━━━━━ Data segment

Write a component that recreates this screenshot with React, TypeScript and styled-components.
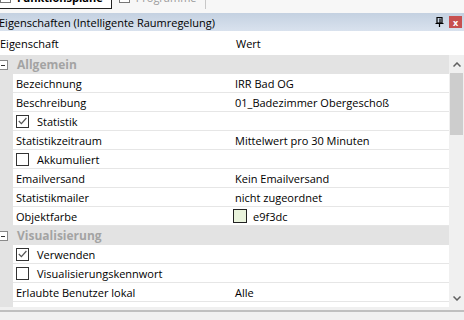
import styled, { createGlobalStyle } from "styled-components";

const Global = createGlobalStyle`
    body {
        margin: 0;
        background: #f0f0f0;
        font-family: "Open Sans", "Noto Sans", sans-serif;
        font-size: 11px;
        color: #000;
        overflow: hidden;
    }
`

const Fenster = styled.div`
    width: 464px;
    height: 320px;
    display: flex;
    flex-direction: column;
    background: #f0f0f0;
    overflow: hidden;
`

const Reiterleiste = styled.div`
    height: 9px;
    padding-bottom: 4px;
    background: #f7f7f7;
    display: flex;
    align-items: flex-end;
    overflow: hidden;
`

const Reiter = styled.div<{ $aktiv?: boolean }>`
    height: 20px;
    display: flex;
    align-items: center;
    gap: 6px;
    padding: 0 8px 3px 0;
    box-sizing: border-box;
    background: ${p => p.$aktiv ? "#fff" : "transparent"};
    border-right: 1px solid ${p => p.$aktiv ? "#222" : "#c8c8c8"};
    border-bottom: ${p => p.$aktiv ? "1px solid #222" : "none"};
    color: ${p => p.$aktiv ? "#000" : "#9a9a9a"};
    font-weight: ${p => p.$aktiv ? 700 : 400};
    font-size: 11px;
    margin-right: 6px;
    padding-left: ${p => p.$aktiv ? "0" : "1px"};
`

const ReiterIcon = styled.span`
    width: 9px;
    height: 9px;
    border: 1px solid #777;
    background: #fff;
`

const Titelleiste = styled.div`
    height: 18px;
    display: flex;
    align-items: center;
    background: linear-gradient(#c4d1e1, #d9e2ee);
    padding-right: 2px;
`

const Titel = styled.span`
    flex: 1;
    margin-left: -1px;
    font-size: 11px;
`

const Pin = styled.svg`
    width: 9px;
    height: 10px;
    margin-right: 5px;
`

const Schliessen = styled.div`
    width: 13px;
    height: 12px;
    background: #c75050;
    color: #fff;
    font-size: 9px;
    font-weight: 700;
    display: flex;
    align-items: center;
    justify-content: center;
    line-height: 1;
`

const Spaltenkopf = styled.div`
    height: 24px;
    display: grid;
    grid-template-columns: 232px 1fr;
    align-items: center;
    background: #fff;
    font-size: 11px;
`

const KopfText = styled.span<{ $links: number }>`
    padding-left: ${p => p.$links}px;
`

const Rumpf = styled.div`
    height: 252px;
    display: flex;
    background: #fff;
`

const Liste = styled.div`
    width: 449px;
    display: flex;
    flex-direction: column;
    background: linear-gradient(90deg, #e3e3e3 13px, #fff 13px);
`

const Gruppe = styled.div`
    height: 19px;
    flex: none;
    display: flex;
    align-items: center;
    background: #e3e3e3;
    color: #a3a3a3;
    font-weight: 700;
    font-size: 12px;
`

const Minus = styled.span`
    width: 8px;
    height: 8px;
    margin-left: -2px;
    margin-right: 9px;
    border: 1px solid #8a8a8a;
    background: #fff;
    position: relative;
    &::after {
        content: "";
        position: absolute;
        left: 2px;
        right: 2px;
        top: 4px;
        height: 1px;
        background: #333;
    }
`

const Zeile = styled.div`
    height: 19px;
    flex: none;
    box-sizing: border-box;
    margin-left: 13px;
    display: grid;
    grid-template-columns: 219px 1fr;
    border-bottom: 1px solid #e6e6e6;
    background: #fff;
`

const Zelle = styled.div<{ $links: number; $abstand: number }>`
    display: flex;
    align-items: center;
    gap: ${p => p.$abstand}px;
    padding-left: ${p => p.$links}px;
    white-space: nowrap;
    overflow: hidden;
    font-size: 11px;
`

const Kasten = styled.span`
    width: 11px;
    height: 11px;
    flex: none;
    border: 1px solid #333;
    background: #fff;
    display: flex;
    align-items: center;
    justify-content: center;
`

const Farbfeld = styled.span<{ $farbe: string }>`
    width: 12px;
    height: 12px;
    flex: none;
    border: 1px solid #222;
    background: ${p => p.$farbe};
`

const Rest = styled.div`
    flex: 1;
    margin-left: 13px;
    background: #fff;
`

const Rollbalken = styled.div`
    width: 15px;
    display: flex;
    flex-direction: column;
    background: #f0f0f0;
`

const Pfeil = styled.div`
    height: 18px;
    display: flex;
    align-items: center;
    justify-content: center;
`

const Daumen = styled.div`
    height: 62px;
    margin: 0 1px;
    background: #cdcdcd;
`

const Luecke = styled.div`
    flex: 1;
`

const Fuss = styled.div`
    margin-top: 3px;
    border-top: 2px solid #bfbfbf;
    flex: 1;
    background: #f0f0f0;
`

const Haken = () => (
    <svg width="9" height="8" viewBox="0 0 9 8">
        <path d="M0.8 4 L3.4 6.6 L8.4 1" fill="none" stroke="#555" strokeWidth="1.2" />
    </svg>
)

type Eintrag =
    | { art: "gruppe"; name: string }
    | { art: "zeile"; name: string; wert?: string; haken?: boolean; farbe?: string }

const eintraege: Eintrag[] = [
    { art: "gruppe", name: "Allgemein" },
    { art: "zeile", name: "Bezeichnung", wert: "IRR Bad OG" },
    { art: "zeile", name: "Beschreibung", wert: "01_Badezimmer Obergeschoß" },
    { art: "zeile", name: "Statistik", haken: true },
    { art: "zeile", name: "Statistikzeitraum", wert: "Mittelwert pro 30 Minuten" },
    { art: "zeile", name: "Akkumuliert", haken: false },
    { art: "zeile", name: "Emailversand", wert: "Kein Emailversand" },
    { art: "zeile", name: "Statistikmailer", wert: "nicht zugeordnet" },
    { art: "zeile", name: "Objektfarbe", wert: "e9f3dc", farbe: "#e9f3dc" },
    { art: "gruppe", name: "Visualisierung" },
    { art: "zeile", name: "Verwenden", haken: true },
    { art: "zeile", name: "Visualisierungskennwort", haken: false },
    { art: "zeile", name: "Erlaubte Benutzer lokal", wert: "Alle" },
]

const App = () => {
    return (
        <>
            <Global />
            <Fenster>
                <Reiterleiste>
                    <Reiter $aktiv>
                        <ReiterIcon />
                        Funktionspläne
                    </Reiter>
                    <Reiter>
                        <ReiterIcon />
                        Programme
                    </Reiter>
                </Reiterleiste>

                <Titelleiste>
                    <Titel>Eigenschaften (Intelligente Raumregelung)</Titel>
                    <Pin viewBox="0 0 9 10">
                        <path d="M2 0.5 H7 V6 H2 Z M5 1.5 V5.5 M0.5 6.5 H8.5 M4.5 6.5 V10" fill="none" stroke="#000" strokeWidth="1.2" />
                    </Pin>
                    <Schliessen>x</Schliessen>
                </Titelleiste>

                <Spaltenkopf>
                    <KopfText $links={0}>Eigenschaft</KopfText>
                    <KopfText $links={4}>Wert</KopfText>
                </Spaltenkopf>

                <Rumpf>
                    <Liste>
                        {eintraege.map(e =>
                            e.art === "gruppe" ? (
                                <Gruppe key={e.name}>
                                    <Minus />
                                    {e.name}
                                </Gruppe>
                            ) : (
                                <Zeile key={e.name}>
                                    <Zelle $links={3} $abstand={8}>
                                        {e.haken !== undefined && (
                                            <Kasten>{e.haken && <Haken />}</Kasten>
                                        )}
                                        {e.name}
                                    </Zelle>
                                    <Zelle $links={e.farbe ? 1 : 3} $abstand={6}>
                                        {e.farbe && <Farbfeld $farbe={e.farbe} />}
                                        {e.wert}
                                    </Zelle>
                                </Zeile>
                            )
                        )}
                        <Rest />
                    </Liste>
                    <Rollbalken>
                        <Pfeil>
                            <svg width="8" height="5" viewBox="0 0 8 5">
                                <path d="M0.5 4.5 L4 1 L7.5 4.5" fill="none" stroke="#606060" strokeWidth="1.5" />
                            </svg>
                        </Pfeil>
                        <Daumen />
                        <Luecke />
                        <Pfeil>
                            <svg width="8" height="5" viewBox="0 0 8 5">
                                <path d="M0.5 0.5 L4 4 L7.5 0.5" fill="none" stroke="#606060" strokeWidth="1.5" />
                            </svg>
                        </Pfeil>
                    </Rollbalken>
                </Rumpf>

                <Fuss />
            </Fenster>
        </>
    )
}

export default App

━━━━━━━━━━

Working from the material above, state how many lines contain "components"; give only the number.

Exercise solution:
2